Copy out every line exactly, passing over the pictures.
[Start Collected material]
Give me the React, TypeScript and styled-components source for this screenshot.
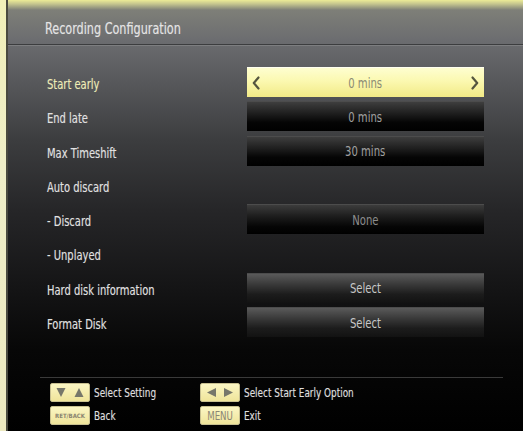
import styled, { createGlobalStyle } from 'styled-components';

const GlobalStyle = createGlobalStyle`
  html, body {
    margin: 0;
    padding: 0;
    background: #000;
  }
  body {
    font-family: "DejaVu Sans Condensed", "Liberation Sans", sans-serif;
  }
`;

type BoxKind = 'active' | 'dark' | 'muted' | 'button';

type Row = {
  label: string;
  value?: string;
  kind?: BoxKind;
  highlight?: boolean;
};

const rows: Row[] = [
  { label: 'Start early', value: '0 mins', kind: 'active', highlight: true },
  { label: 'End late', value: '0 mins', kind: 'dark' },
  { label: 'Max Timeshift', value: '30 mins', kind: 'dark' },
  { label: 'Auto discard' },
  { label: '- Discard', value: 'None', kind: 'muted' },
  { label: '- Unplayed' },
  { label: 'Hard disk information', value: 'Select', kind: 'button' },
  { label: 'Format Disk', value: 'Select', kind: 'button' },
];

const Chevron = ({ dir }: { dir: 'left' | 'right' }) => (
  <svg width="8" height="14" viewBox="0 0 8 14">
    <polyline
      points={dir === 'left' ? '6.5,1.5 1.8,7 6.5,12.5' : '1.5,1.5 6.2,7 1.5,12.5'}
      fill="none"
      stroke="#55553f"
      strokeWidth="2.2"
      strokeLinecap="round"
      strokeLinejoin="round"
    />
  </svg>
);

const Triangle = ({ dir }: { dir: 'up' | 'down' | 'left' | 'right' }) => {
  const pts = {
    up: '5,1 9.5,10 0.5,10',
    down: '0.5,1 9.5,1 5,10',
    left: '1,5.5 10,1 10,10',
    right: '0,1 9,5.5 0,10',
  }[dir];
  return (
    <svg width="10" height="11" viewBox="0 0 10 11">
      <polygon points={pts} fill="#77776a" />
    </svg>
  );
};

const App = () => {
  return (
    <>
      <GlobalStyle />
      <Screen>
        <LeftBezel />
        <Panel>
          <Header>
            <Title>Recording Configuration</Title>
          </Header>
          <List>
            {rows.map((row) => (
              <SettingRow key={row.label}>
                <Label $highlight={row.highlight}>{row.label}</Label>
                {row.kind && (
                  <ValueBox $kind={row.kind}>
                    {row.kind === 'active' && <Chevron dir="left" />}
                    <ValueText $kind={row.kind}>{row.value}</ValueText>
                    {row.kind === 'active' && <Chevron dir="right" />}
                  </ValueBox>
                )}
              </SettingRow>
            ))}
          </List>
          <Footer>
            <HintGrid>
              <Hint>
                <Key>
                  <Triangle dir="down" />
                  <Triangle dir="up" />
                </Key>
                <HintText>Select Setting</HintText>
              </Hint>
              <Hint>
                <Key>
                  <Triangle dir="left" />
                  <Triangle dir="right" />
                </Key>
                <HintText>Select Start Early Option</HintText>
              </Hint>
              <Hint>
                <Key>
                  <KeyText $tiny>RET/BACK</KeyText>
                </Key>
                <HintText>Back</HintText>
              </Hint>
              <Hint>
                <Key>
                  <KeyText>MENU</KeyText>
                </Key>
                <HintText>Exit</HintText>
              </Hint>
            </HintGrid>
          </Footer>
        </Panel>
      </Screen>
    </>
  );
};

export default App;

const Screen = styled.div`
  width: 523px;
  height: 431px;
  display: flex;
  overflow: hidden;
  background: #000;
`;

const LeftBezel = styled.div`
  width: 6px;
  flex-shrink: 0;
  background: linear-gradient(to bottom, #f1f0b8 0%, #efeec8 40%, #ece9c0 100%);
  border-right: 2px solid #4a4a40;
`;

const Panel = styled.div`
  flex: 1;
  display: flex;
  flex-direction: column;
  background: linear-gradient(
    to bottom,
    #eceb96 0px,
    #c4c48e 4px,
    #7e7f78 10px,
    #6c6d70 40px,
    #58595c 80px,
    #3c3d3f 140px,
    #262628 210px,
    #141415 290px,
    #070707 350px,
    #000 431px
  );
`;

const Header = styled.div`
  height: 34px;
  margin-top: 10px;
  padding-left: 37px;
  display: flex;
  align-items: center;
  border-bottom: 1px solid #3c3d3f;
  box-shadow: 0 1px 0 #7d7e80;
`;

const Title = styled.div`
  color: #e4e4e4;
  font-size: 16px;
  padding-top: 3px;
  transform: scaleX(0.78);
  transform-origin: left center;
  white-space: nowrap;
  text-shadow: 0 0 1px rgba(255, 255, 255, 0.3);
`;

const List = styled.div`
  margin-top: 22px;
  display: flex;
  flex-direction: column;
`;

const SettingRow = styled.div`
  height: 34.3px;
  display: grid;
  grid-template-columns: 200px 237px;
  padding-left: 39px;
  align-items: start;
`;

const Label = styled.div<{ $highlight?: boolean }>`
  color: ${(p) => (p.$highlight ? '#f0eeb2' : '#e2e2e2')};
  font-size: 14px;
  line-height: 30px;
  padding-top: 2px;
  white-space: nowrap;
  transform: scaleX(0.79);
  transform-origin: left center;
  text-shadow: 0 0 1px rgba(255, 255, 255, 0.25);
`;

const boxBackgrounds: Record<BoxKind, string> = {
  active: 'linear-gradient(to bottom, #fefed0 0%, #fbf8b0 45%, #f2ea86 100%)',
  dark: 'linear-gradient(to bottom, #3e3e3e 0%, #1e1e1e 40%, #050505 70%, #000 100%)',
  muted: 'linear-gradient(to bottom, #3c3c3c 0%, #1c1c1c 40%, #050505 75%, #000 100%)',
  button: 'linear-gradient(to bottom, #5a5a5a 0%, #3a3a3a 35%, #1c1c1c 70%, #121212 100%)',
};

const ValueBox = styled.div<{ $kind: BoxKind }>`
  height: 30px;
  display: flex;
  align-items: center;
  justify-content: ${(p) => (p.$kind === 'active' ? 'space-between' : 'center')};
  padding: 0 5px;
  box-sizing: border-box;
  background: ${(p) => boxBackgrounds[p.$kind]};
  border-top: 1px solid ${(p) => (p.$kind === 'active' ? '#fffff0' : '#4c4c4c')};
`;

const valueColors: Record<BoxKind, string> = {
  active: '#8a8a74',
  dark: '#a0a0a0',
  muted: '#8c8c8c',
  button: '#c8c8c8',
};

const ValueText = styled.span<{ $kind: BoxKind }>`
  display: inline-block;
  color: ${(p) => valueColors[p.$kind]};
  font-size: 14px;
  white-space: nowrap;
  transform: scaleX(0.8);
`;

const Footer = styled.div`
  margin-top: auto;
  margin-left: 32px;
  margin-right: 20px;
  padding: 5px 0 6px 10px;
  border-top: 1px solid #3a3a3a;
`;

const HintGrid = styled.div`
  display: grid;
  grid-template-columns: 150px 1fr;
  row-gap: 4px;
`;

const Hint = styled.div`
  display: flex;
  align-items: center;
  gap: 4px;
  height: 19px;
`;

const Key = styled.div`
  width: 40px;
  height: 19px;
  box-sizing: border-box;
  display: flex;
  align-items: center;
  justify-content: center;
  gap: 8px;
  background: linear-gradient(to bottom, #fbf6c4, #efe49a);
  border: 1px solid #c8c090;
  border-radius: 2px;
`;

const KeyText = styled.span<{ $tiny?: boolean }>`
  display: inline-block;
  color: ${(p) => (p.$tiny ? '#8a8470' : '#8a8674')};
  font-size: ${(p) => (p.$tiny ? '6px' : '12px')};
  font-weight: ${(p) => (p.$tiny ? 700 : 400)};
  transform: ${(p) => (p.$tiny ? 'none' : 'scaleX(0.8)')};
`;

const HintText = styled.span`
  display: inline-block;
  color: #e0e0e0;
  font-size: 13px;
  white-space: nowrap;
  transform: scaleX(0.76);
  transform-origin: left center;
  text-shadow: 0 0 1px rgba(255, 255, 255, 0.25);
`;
[End Collected material]
■ The response
Give me the React, TypeScript and styled-components source for this screenshot.
import styled, { createGlobalStyle } from 'styled-components';

const GlobalStyle = createGlobalStyle`
  html, body {
    margin: 0;
    padding: 0;
    background: #000;
  }
  body {
    font-family: "DejaVu Sans Condensed", "Liberation Sans", sans-serif;
  }
`;

type BoxKind = 'active' | 'dark' | 'muted' | 'button';

type Row = {
  label: string;
  value?: string;
  kind?: BoxKind;
  highlight?: boolean;
};

const rows: Row[] = [
  { label: 'Start early', value: '0 mins', kind: 'active', highlight: true },
  { label: 'End late', value: '0 mins', kind: 'dark' },
  { label: 'Max Timeshift', value: '30 mins', kind: 'dark' },
  { label: 'Auto discard' },
  { label: '- Discard', value: 'None', kind: 'muted' },
  { label: '- Unplayed' },
  { label: 'Hard disk information', value: 'Select', kind: 'button' },
  { label: 'Format Disk', value: 'Select', kind: 'button' },
];

const Chevron = ({ dir }: { dir: 'left' | 'right' }) => (
  <svg width="8" height="14" viewBox="0 0 8 14">
    <polyline
      points={dir === 'left' ? '6.5,1.5 1.8,7 6.5,12.5' : '1.5,1.5 6.2,7 1.5,12.5'}
      fill="none"
      stroke="#55553f"
      strokeWidth="2.2"
      strokeLinecap="round"
      strokeLinejoin="round"
    />
  </svg>
);

const Triangle = ({ dir }: { dir: 'up' | 'down' | 'left' | 'right' }) => {
  const pts = {
    up: '5,1 9.5,10 0.5,10',
    down: '0.5,1 9.5,1 5,10',
    left: '1,5.5 10,1 10,10',
    right: '0,1 9,5.5 0,10',
  }[dir];
  return (
    <svg width="10" height="11" viewBox="0 0 10 11">
      <polygon points={pts} fill="#77776a" />
    </svg>
  );
};

const App = () => {
  return (
    <>
      <GlobalStyle />
      <Screen>
        <LeftBezel />
        <Panel>
          <Header>
            <Title>Recording Configuration</Title>
          </Header>
          <List>
            {rows.map((row) => (
              <SettingRow key={row.label}>
                <Label $highlight={row.highlight}>{row.label}</Label>
                {row.kind && (
                  <ValueBox $kind={row.kind}>
                    {row.kind === 'active' && <Chevron dir="left" />}
                    <ValueText $kind={row.kind}>{row.value}</ValueText>
                    {row.kind === 'active' && <Chevron dir="right" />}
                  </ValueBox>
                )}
              </SettingRow>
            ))}
          </List>
          <Footer>
            <HintGrid>
              <Hint>
                <Key>
                  <Triangle dir="down" />
                  <Triangle dir="up" />
                </Key>
                <HintText>Select Setting</HintText>
              </Hint>
              <Hint>
                <Key>
                  <Triangle dir="left" />
                  <Triangle dir="right" />
                </Key>
                <HintText>Select Start Early Option</HintText>
              </Hint>
              <Hint>
                <Key>
                  <KeyText $tiny>RET/BACK</KeyText>
                </Key>
                <HintText>Back</HintText>
              </Hint>
              <Hint>
                <Key>
                  <KeyText>MENU</KeyText>
                </Key>
                <HintText>Exit</HintText>
              </Hint>
            </HintGrid>
          </Footer>
        </Panel>
      </Screen>
    </>
  );
};

export default App;

const Screen = styled.div`
  width: 523px;
  height: 431px;
  display: flex;
  overflow: hidden;
  background: #000;
`;

const LeftBezel = styled.div`
  width: 6px;
  flex-shrink: 0;
  background: linear-gradient(to bottom, #f1f0b8 0%, #efeec8 40%, #ece9c0 100%);
  border-right: 2px solid #4a4a40;
`;

const Panel = styled.div`
  flex: 1;
  display: flex;
  flex-direction: column;
  background: linear-gradient(
    to bottom,
    #eceb96 0px,
    #c4c48e 4px,
    #7e7f78 10px,
    #6c6d70 40px,
    #58595c 80px,
    #3c3d3f 140px,
    #262628 210px,
    #141415 290px,
    #070707 350px,
    #000 431px
  );
`;

const Header = styled.div`
  height: 34px;
  margin-top: 10px;
  padding-left: 37px;
  display: flex;
  align-items: center;
  border-bottom: 1px solid #3c3d3f;
  box-shadow: 0 1px 0 #7d7e80;
`;

const Title = styled.div`
  color: #e4e4e4;
  font-size: 16px;
  padding-top: 3px;
  transform: scaleX(0.78);
  transform-origin: left center;
  white-space: nowrap;
  text-shadow: 0 0 1px rgba(255, 255, 255, 0.3);
`;

const List = styled.div`
  margin-top: 22px;
  display: flex;
  flex-direction: column;
`;

const SettingRow = styled.div`
  height: 34.3px;
  display: grid;
  grid-template-columns: 200px 237px;
  padding-left: 39px;
  align-items: start;
`;

const Label = styled.div<{ $highlight?: boolean }>`
  color: ${(p) => (p.$highlight ? '#f0eeb2' : '#e2e2e2')};
  font-size: 14px;
  line-height: 30px;
  padding-top: 2px;
  white-space: nowrap;
  transform: scaleX(0.79);
  transform-origin: left center;
  text-shadow: 0 0 1px rgba(255, 255, 255, 0.25);
`;

const boxBackgrounds: Record<BoxKind, string> = {
  active: 'linear-gradient(to bottom, #fefed0 0%, #fbf8b0 45%, #f2ea86 100%)',
  dark: 'linear-gradient(to bottom, #3e3e3e 0%, #1e1e1e 40%, #050505 70%, #000 100%)',
  muted: 'linear-gradient(to bottom, #3c3c3c 0%, #1c1c1c 40%, #050505 75%, #000 100%)',
  button: 'linear-gradient(to bottom, #5a5a5a 0%, #3a3a3a 35%, #1c1c1c 70%, #121212 100%)',
};

const ValueBox = styled.div<{ $kind: BoxKind }>`
  height: 30px;
  display: flex;
  align-items: center;
  justify-content: ${(p) => (p.$kind === 'active' ? 'space-between' : 'center')};
  padding: 0 5px;
  box-sizing: border-box;
  background: ${(p) => boxBackgrounds[p.$kind]};
  border-top: 1px solid ${(p) => (p.$kind === 'active' ? '#fffff0' : '#4c4c4c')};
`;

const valueColors: Record<BoxKind, string> = {
  active: '#8a8a74',
  dark: '#a0a0a0',
  muted: '#8c8c8c',
  button: '#c8c8c8',
};

const ValueText = styled.span<{ $kind: BoxKind }>`
  display: inline-block;
  color: ${(p) => valueColors[p.$kind]};
  font-size: 14px;
  white-space: nowrap;
  transform: scaleX(0.8);
`;

const Footer = styled.div`
  margin-top: auto;
  margin-left: 32px;
  margin-right: 20px;
  padding: 5px 0 6px 10px;
  border-top: 1px solid #3a3a3a;
`;

const HintGrid = styled.div`
  display: grid;
  grid-template-columns: 150px 1fr;
  row-gap: 4px;
`;

const Hint = styled.div`
  display: flex;
  align-items: center;
  gap: 4px;
  height: 19px;
`;

const Key = styled.div`
  width: 40px;
  height: 19px;
  box-sizing: border-box;
  display: flex;
  align-items: center;
  justify-content: center;
  gap: 8px;
  background: linear-gradient(to bottom, #fbf6c4, #efe49a);
  border: 1px solid #c8c090;
  border-radius: 2px;
`;

const KeyText = styled.span<{ $tiny?: boolean }>`
  display: inline-block;
  color: ${(p) => (p.$tiny ? '#8a8470' : '#8a8674')};
  font-size: ${(p) => (p.$tiny ? '6px' : '12px')};
  font-weight: ${(p) => (p.$tiny ? 700 : 400)};
  transform: ${(p) => (p.$tiny ? 'none' : 'scaleX(0.8)')};
`;

const HintText = styled.span`
  display: inline-block;
  color: #e0e0e0;
  font-size: 13px;
  white-space: nowrap;
  transform: scaleX(0.76);
  transform-origin: left center;
  text-shadow: 0 0 1px rgba(255, 255, 255, 0.25);
`;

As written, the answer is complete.